TFG:  Do you see much tension in developing countries
between the need to preserve forests and to the desire to develop
them for economic gain?

Salil Shetty:  The problem is that the discourse
is set by the elites of these countries, because if you ask tribal
indigenous people in these countries you won’t find that tension
because they see that relationship very clearly, because they live
off the land.  But if you’re a macro-policy academic
involved in discussion, that’s totally different from when
you ask people living off the land. 

TFG: So you find that people that are living closer to the
forests and the land they live off of are more in touch with the
idea of protecting their resources?

Salil Shetty:  I do not know if you’re
aware of the famous joint forest management principle that came from
India in the first place—and it’s now used quite widely
in many forestry policies across the world.  And there the logic
was quite simple, to say that the people for whom the forest mattered
the most are the people who are living off the forests, it’s
not the forest guards or the forest department who are most considerate
of the forest.  Indigenous people are the ones that need to
protect the forests more than anyone else.  Yes, there are some
short-term trade-offs and all that, but if you look at it from the
bigger picture sense they’re the last ones who want to destroy
the forest.  Often, when you bring in government officials
with the logic, “we are protecting the forest for you,” in
reality what happens is the officials bring in the loggers and everyone
else and they take the rights to the land from the indigenous people,
along with the minor forest products that they live off entirely.  The
indigenous people don’t actually chop the trees, they use the
products of the trees to live.  Wherever you have forests departments
come in, they prevent these people from taking the products the need
to live under a guise of regulation. 
So I don’t think that tension is there at that level—the
local level.  At the policy level, it is different.  If
you are the Brazilian government, you would say that you can’t
expect us to slow down our rate of growth just in order to protect
the environment.  And we have to deal with those realities. 
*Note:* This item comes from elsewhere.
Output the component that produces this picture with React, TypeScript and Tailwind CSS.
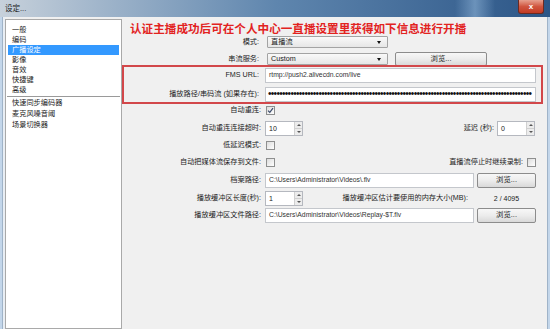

It also deals with security, which is new to the discourse—environmental
security is the same as human security, which is the same as national
security.  The argument becomes more complex when you start
putting everything in one basket and everything is interlinked.  But
the fact is that if you go to a small village of forest dwellers,
then everything becomes very simple and straightforward.  In
that environment you can’t talk about human security as something
distinct from environmental security it all comes together, and those
tensions don’t exist.

TFG: As a new organization, TFG is convinced that tropical
forest conservation is vital to fighting global warming and providing
sustainable livelihoods to many in developing countries.  We
believe this is an important aspect of goals such as poverty eradication
and disease prevention.  Can you offer any advice on how we
and our members can best focus our efforts to contribute to the
MDGs?

Salil Shetty:  We are focused on what one
can do, because there is the discussion and then there is the action.  We
feel that in the sense of policy discussion we’ve covered a
lot of ground.  It’s not that the world doesn’t
know what needs to be done; it’s just that we’re not
doing it.  So I would very much hope that as an organization
you focus on taking action.  We need the policy discussion,
but on the action side it’s really getting our leaders to keep
their promises.  That’s what our campaign is all about:
you can’t sign up to something and then do the opposite.  In
the context of the US this is particularly resonant.  The US
is the world’s richest country, and a large section of the
population of this country isn’t aware of many important facts.  The
reason why the leaders get away with a lot of these things is because
the general public doesn’t know.  Whenever we conduct
surveys here we’re shocked as to what the public perception
is.  People think their leaders are doing the opposite of what’s
happening in reality.  You should strive to reach outside to
get people aware of some of these basic facts.  Spread knowledge,
encourage action.  Keep the chain of knowledge and action moving.